VPV sobre MST
Um novo génio
por Vasco Pulido Valente
in Público 21.10.2007
por Vasco Pulido Valente
in Público 21.10.2007
"Há uns tempos, Miguel Sousa Tavares escreveu um romance chamado Equador. Era "um romance de aeroporto" implausível e pueril, que seguia a receita do género: um lugar exótico, longas descrições de paisagens, muito sexo e muita atenção à cozinha e à roupa. Até dois terços, não se lia mal, como se lêem os livros deste género: sem esforço, com meia atenção, para descansar. No meu caso, li a coisa no hospital, numa altura em que não tinha cabeça para mais nada. Hoje só me lembro, e vagamente, do herói: uma espécie de super-Miguel, um pouco ridículo, com o seu arzinho aristocrático e a sua obrigatória consciência de esquerda. A certa altura, o Equador desapareceu (por falta de espaço) na limpeza de uma estante qualquer e não tornei a pensar no assunto.

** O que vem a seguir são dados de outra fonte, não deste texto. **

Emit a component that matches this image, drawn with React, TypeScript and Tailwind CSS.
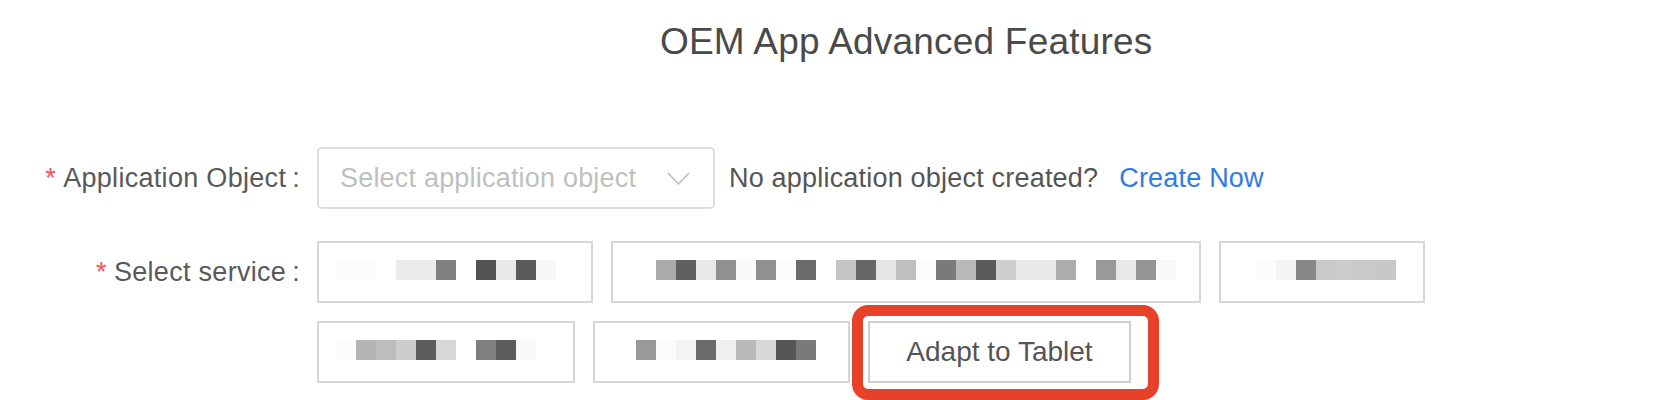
import React from 'react';

type Cell = string | null;

// pixelated (redacted) service names, 20px cells
const ROW_ONE: { width: number; offset: number; cells: Cell[] }[] = [
  {
    width: 276,
    offset: 17,
    cells: ['#fbfbfb', '#fbfbfb', null, '#ebebeb', '#ebebeb', '#808080', null, '#545454', '#e9e9e9', '#5a5a5a', '#f6f6f6']
  },
  {
    width: 590,
    offset: 43,
    cells: [
      '#aaaaaa', '#606060', '#e8e8e8', '#909090', '#fafafa', '#909090', '#fbfbfb', '#6b6b6b', null, '#c4c4c4',
      '#676767', '#e6e6e6', '#c0c0c0', '#fcfcfc', '#7a7a7a', '#b8b8b8', '#5a5a5a', '#cfcfcf', '#e8e8e8', '#e8e8e8',
      '#acacac', null, '#9a9a9a', '#e8e8e8', '#959595', '#f9f9f9'
    ]
  },
  {
    width: 206,
    offset: 35,
    cells: ['#fcfcfc', '#f5f5f5', '#888888', '#cacaca', '#cbcbcb', '#cacaca', '#c8c8c8']
  },
  {
    width: 258,
    offset: 17,
    cells: ['#fcfcfc', '#b5b5b5', '#bdbdbd', '#cdcdcd', '#5c5c5c', '#d7d7d7', null, '#7f7f7f', '#5c5c5c', '#fafafa']
  },
  {
    width: 257,
    offset: 41,
    cells: ['#999999', '#fcfcfc', '#f3f3f3', '#6a6a6a', '#f0f0f0', '#b9b9b9', '#d8d8d8', '#555555', '#7a7a7a']
  }
];

const ServiceBox: React.FC<{ width: number; offset: number; cells: Cell[] }> = ({ width, offset, cells }) => (
  <div
    className="h-[62px] border-2 border-[#d6d6d6] bg-white flex pt-[17px]"
    style={{ width, paddingLeft: offset }}
  >
    {cells.map((c, i) => (
      <div key={i} className="w-[20px] h-[20px] shrink-0" style={{ backgroundColor: c ?? 'transparent' }} />
    ))}
  </div>
);

const Label: React.FC<{ text: string }> = ({ text }) => (
  <div className="w-[300px] shrink-0 h-[62px] flex items-center justify-end text-[27px] tracking-[0.3px] text-[#595959]">
    <span className="text-[#f5515f] mr-[7px]">*</span>
    <span>{text}</span>
    <span className="ml-[6px]">:</span>
  </div>
);

export default function App() {
  return (
    <div
      className="relative h-[400px] w-full bg-white overflow-hidden"
      style={{ fontFamily: '"Liberation Sans", Arial, sans-serif' }}
    >
      {/* Title */}
      <div className="pt-[23px] pl-[660px]">
        <h1 className="text-[37px] leading-none font-normal tracking-[0.2px] text-[#4a4a4a] whitespace-nowrap">
          OEM App Advanced Features
        </h1>
      </div>

      {/* Form */}
      <div className="mt-[87px] flex flex-col gap-[32px]">
        <div className="flex items-center gap-[17px]">
          <Label text="Application Object" />
          <div className="w-[398px] h-[62px] border-2 border-[#dcdcdc] rounded-[5px] flex items-center justify-between pl-[21px] pr-[23px]">
            <span className="text-[27px] tracking-[0.2px] text-[#bfbfbf] whitespace-nowrap">Select application object</span>
            <svg width="23" height="13" viewBox="0 0 23 13" fill="none">
              <path d="M1 1 L11.5 12 L22 1" stroke="#bfbfbf" strokeWidth="1.6" />
            </svg>
          </div>
          <div className="flex items-center text-[27px] tracking-[0.2px] whitespace-nowrap -ml-[3px]">
            <span className="text-[#555555]">No application object created?</span>
            <span className="ml-[21px] text-[#2f7be6] cursor-pointer">Create Now</span>
          </div>
        </div>

        <div className="flex items-start gap-[17px]">
          <Label text="Select service" />
          <div className="w-[1180px] flex flex-wrap gap-[18px]">
            {ROW_ONE.map((b, i) => (
              <ServiceBox key={i} width={b.width} offset={b.offset} cells={b.cells} />
            ))}
            <button className="w-[263px] h-[62px] border-2 border-[#cfcfcf] bg-white text-[28px] text-[#555555] flex items-center justify-center">
              Adapt to Tablet
            </button>
          </div>
        </div>
      </div>

      {/* red annotation around the button */}
      <div className="absolute left-[852px] top-[305px] w-[307px] h-[95px] border-[11px] border-[#e8412a] rounded-[16px] pointer-events-none" />
    </div>
  );
}
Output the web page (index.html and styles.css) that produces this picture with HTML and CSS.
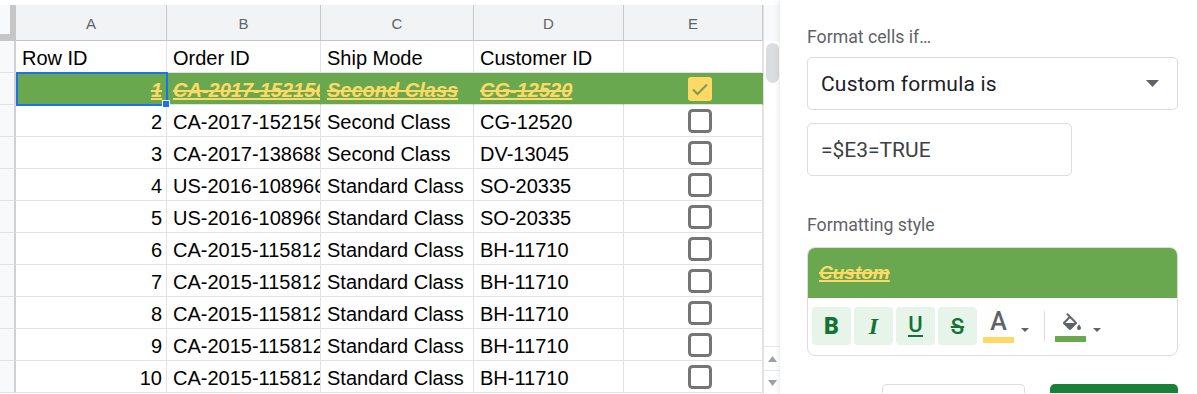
FILE: index.html
```html
<!DOCTYPE html>
<html>
<head>
<meta charset="utf-8">
<link rel="stylesheet" href="styles.css">
</head>
<body>
<div class="app">
  <div class="sheet">
    <div class="grid">
      <div class="c corner"></div>
      <div class="c h">A</div>
      <div class="c h">B</div>
      <div class="c h">C</div>
      <div class="c h">D</div>
      <div class="c h">E</div>

      <div class="c rn"></div>
      <div class="c">Row ID</div>
      <div class="c">Order ID</div>
      <div class="c">Ship Mode</div>
      <div class="c">Customer ID</div>
      <div class="c e"></div>

      <div class="c rn"></div>
      <div class="c num hit sel">1<span class="selbox"></span><span class="handle"></span></div>
      <div class="c hit">CA-2017-152156</div>
      <div class="c hit">Second Class</div>
      <div class="c hit">CG-12520</div>
      <div class="c e hit"><svg width="24" height="24" viewBox="0 0 24 24"><rect x="0" y="0" width="24" height="24" rx="3" fill="#ffd966"/><polyline points="5,12.5 9.5,17 19,7.5" fill="none" stroke="#7d9a55" stroke-width="2"/></svg></div>

      <div class="c rn"></div>
      <div class="c num">2</div>
      <div class="c">CA-2017-152156</div>
      <div class="c">Second Class</div>
      <div class="c">CG-12520</div>
      <div class="c e"><svg width="24" height="24" viewBox="0 0 24 24"><rect x="1.5" y="1.5" width="21" height="21" rx="3" fill="#fff" stroke="#757575" stroke-width="3"/></svg></div>

      <div class="c rn"></div>
      <div class="c num">3</div>
      <div class="c">CA-2017-138688</div>
      <div class="c">Second Class</div>
      <div class="c">DV-13045</div>
      <div class="c e"><svg width="24" height="24" viewBox="0 0 24 24"><rect x="1.5" y="1.5" width="21" height="21" rx="3" fill="#fff" stroke="#757575" stroke-width="3"/></svg></div>

      <div class="c rn"></div>
      <div class="c num">4</div>
      <div class="c">US-2016-108966</div>
      <div class="c">Standard Class</div>
      <div class="c">SO-20335</div>
      <div class="c e"><svg width="24" height="24" viewBox="0 0 24 24"><rect x="1.5" y="1.5" width="21" height="21" rx="3" fill="#fff" stroke="#757575" stroke-width="3"/></svg></div>

      <div class="c rn"></div>
      <div class="c num">5</div>
      <div class="c">US-2016-108966</div>
      <div class="c">Standard Class</div>
      <div class="c">SO-20335</div>
      <div class="c e"><svg width="24" height="24" viewBox="0 0 24 24"><rect x="1.5" y="1.5" width="21" height="21" rx="3" fill="#fff" stroke="#757575" stroke-width="3"/></svg></div>

      <div class="c rn"></div>
      <div class="c num">6</div>
      <div class="c">CA-2015-115812</div>
      <div class="c">Standard Class</div>
      <div class="c">BH-11710</div>
      <div class="c e"><svg width="24" height="24" viewBox="0 0 24 24"><rect x="1.5" y="1.5" width="21" height="21" rx="3" fill="#fff" stroke="#757575" stroke-width="3"/></svg></div>

      <div class="c rn"></div>
      <div class="c num">7</div>
      <div class="c">CA-2015-115812</div>
      <div class="c">Standard Class</div>
      <div class="c">BH-11710</div>
      <div class="c e"><svg width="24" height="24" viewBox="0 0 24 24"><rect x="1.5" y="1.5" width="21" height="21" rx="3" fill="#fff" stroke="#757575" stroke-width="3"/></svg></div>

      <div class="c rn"></div>
      <div class="c num">8</div>
      <div class="c">CA-2015-115812</div>
      <div class="c">Standard Class</div>
      <div class="c">BH-11710</div>
      <div class="c e"><svg width="24" height="24" viewBox="0 0 24 24"><rect x="1.5" y="1.5" width="21" height="21" rx="3" fill="#fff" stroke="#757575" stroke-width="3"/></svg></div>

      <div class="c rn"></div>
      <div class="c num">9</div>
      <div class="c">CA-2015-115812</div>
      <div class="c">Standard Class</div>
      <div class="c">BH-11710</div>
      <div class="c e"><svg width="24" height="24" viewBox="0 0 24 24"><rect x="1.5" y="1.5" width="21" height="21" rx="3" fill="#fff" stroke="#757575" stroke-width="3"/></svg></div>

      <div class="c rn"></div>
      <div class="c num">10</div>
      <div class="c">CA-2015-115812</div>
      <div class="c">Standard Class</div>
      <div class="c">BH-11710</div>
      <div class="c e"><svg width="24" height="24" viewBox="0 0 24 24"><rect x="1.5" y="1.5" width="21" height="21" rx="3" fill="#fff" stroke="#757575" stroke-width="3"/></svg></div>
    </div>
    <div class="vscroll">
      <div class="vs-top"></div>
      <div class="vs-thumb"></div>
      <div class="vs-fill"></div>
      <div class="vs-btn"><svg width="9" height="6" viewBox="0 0 9 6"><polygon points="0,6 9,6 4.5,0" fill="#9aa0a6"/></svg></div>
      <div class="vs-btn"><svg width="9" height="6" viewBox="0 0 9 6"><polygon points="0,0 9,0 4.5,6" fill="#9aa0a6"/></svg></div>
    </div>
  </div>

  <aside class="panel">
    <div class="label">Format cells if…</div>
    <div class="select">
      <span>Custom formula is</span>
      <svg width="13" height="7" viewBox="0 0 13 7"><polygon points="0,0 13,0 6.5,7" fill="#5f6368"/></svg>
    </div>
    <div class="input">=$E3=TRUE</div>
    <div class="label label2">Formatting style</div>
    <div class="stylebox">
      <div class="preview">Custom</div>
      <div class="toolbar">
        <div class="tb tb-b">B</div>
        <div class="tb tb-i">I</div>
        <div class="tb tb-u"><span>U</span></div>
        <div class="tb tb-s">S</div>
        <div class="colorctl">
          <div class="swatch">
            <span class="glyphA">A</span>
            <span class="bar yellow"></span>
          </div>
          <svg class="dd" width="8" height="4" viewBox="0 0 8 4"><polygon points="0,0 8,0 4,4" fill="#5f6368"/></svg>
        </div>
        <div class="sep"></div>
        <div class="colorctl fillctl">
          <div class="swatch">
            <svg class="bucket" width="24" height="21" viewBox="0 0 24 21"><path d="M16.56 8.94L7.62 0 6.21 1.41l2.38 2.38-5.15 5.15c-.59.59-.59 1.54 0 2.12l5.5 5.5c.29.29.68.44 1.06.44s.77-.15 1.06-.44l5.5-5.5c.59-.58.59-1.53 0-2.12zM5.21 10L10 5.21 14.79 10H5.21zM19 11.5s-2 2.17-2 3.5c0 1.1.9 2 2 2s2-.9 2-2c0-1.33-2-3.5-2-3.5z" fill="#5f6368"/></svg>
            <span class="bar green"></span>
          </div>
          <svg class="dd" width="8" height="4" viewBox="0 0 8 4"><polygon points="0,0 8,0 4,4" fill="#5f6368"/></svg>
        </div>
      </div>
    </div>
    <div class="actions">
      <div class="btn cancel"></div>
      <div class="btn done"></div>
    </div>
  </aside>
</div>
</body>
</html>
```

FILE: styles.css
```css
html, body {
  margin: 0;
  height: 394px;
  overflow: hidden;
  background: #fff;
}

.app {
  display: flex;
  height: 394px;
}

.sheet {
  display: flex;
  flex: none;
  width: 780px;
  padding-top: 5px;
  box-sizing: border-box;
}

.grid {
  display: grid;
  grid-template-columns: 16px 151px 154px 153px 150px 139px;
  grid-template-rows: 36px;
  grid-auto-rows: 32px;
  width: 763px;
  align-content: start;
  font-family: "Liberation Sans", Arial, sans-serif;
  font-size: 20px;
  color: #000;
}

.c {
  box-sizing: border-box;
  border-right: 1px solid #e2e2e2;
  border-bottom: 1px solid #e2e2e2;
  padding: 4px 4px 0 6px;
  line-height: 27px;
  white-space: nowrap;
  overflow: hidden;
}

.h {
  background: #f1f3f4;
  border-right-color: #c8c8c8;
  border-bottom-color: #c4c4c4;
  text-align: center;
  font-size: 15px;
  color: #5f6368;
  line-height: 33px;
  padding: 2px 0 0;
}

.corner {
  background: #f8f9fa;
  border-right: 6px solid #c6c6c6;
  border-bottom: 7px solid #c6c6c6;
  padding: 0;
}

.rn {
  background: #f8f9fa;
  border-right: 2px solid #d0d0d0;
  padding: 0;
}

.num {
  text-align: right;
}

.hit {
  background: #6aa84f;
  border-right-color: #6aa84f;
  color: #ffd966;
  font-weight: bold;
  font-style: italic;
  text-decoration: underline line-through;
  text-decoration-thickness: 2px;
}

.sel {
  position: relative;
  overflow: visible;
}

.selbox {
  position: absolute;
  top: -1px;
  left: 0;
  right: -2px;
  bottom: -2px;
  border: 2px solid #1a73e8;
}

.handle {
  position: absolute;
  right: -4px;
  bottom: -4px;
  width: 6px;
  height: 6px;
  background: #1a73e8;
  border: 1px solid #fff;
  z-index: 2;
}

.e {
  display: flex;
  align-items: center;
  justify-content: center;
  padding: 0 0 0 13px;
}

.e.hit {
  padding-top: 1px;
}

.vscroll {
  flex: none;
  width: 17px;
  border-left: 1px solid #e2e2e2;
  box-sizing: border-box;
  display: flex;
  flex-direction: column;
}

.vs-top {
  height: 36px;
  background: #f8f9fa;
  flex: none;
}

.vs-thumb {
  flex: none;
  height: 40px;
  margin: 2px 1px 0 2px;
  background: #dadce0;
  border-radius: 7px;
}

.vs-fill {
  flex: 1;
}

.vs-btn {
  flex: none;
  height: 23px;
  border-top: 1px solid #e8eaed;
  display: flex;
  align-items: center;
  justify-content: center;
}

/* Panel */
.panel {
  flex: 1;
  background: #fff;
  padding: 27px 19px 0 27px;
  box-shadow: -2px 0 4px rgba(0, 0, 0, 0.07);
  font-family: Roboto, "Noto Sans", sans-serif;
  overflow: hidden;
}

.label {
  font-size: 17.7px;
  line-height: 20px;
  color: #5f6368;
}

.label2 {
  margin-top: 39px;
}

.select {
  margin-top: 10px;
  height: 53px;
  box-sizing: border-box;
  border: 1px solid #dadce0;
  border-radius: 5px;
  display: flex;
  align-items: center;
  justify-content: space-between;
  padding: 0 18px 0 13px;
  font-size: 21px;
  color: #202124;
  letter-spacing: 0.2px;
}

.input {
  margin-top: 13px;
  width: 265px;
  height: 53px;
  box-sizing: border-box;
  border: 1px solid #dadce0;
  border-radius: 5px;
  display: flex;
  align-items: center;
  padding: 0 13px;
  font-size: 21px;
  color: #3c4043;
}

.stylebox {
  margin-top: 12px;
  border: 1px solid #dadce0;
  border-radius: 8px;
  overflow: hidden;
}

.preview {
  height: 51px;
  margin: -1px -1px 0;
  background: #6aa84f;
  padding: 0 12px;
  display: flex;
  align-items: center;
  font-family: "Liberation Sans", Arial, sans-serif;
  font-size: 19px;
  font-weight: bold;
  font-style: italic;
  color: #ffd966;
  text-decoration: underline line-through;
  text-decoration-thickness: 2px;
  border-radius: 8px 8px 0 0;
}

.toolbar {
  height: 57px;
  box-sizing: border-box;
  display: flex;
  align-items: flex-start;
  padding: 9px 0 0 4px;
  gap: 3px;
}

.tb {
  width: 39px;
  height: 38px;
  border-radius: 4px;
  background: #e6f4ea;
  color: #137333;
  display: flex;
  align-items: center;
  justify-content: center;
  font-family: Roboto, "Liberation Sans", sans-serif;
  font-size: 22px;
}

.tb-b {
  font-weight: 900;
  font-size: 23px;
}

.tb-i {
  font-family: "Liberation Serif", serif;
  font-style: italic;
  font-weight: bold;
  font-size: 24px;
}

.tb-u span {
  display: inline-block;
  line-height: 18px;
  border-bottom: 2.5px solid #137333;
  padding-bottom: 1px;
  font-weight: 500;
}

.tb-s {
  font-weight: 500;
  text-decoration: line-through;
  text-decoration-thickness: 2px;
}

.colorctl {
  display: flex;
  align-items: center;
  margin-left: 3px;
  gap: 7px;
}

.fillctl {
  margin-left: 0;
}

.swatch {
  width: 31px;
  display: flex;
  flex-direction: column;
  align-items: center;
}

.glyphA {
  font-size: 25px;
  font-weight: 500;
  line-height: 24px;
  color: #5f6368;
  height: 26px;
  margin-top: 3px;
}

.bar {
  display: block;
  width: 31px;
  height: 6px;
  margin-top: 1px;
}

.yellow {
  background: #ffd966;
}

.green {
  background: #6aa84f;
}

.bucket {
  margin-top: 6px;
  margin-bottom: 1px;
  margin-left: 2px;
}

.dd {
  margin-top: 10px;
}

.sep {
  width: 1px;
  height: 30px;
  margin: 4px 7px 0 12px;
  background: #dadce0;
}

.actions {
  margin-top: 28px;
  display: flex;
  gap: 25px;
  padding-left: 75px;
}

.btn {
  height: 9px;
  border-radius: 5px 5px 0 0;
  box-sizing: border-box;
}

.cancel {
  width: 144px;
  border: 1px solid #dadce0;
  border-bottom: none;
}

.done {
  width: 128px;
  background: #188038;
}
```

Nunca me ocorreu que Miguel Sousa Tavares se tomasse por um escritor. Afinal muita gente, sobretudo em Inglaterra e na América, vive de produzir prosa para consumo de massa, que ninguém confunde com literatura. É uma maneira como outra de ganhar a vida. Honesta, ainda por cima. Mas Miguel Sousa Tavares parece que não se considera light e pretende que o levem a sério. Só isso explica que volte agora a meia dúzia de comentários sobre o Equador (não especialmente lisonjeiros) que publiquei há anos numa carta a este jornal. Para explicar essa minha absurda aberração, Miguel Sousa Tavares revelou ontem ao Expresso que eu, quando o critiquei, não tinha lido o livro e que depois, quando de facto o li, o achei óptimo. Quem lhe contou foi um amigo anónimo, presumivelmente tão analfabeto como ele; e em que ele, claro, piamente acredita.
Fora a acusação de fraude (que me incomoda), Miguel Sousa Tavares trata com condescendência o meu putativo pessimismo e lamenta que o meu conhecimento do mundo não vá muito além de Oxford e do Gambrinus (para quem não saiba, um restaurante de Lisboa). Esta estupidez não é inocente, é profiláctica. Serve para me desqualificar, se por acaso eu disser o que penso (e não disser bem) sobre o Rio das Flores, um segundo romance que já saiu ou vai sair daqui a poucos dias. Mesmo vendendo como vende, Miguel Sousa Tavares não consegue suportar que diminuam o que ele julga ser o seu imenso brilho. A mim, não me aflige que ele se apresente como um génio literário. Desde que não ande por aí a espalhar mentiras."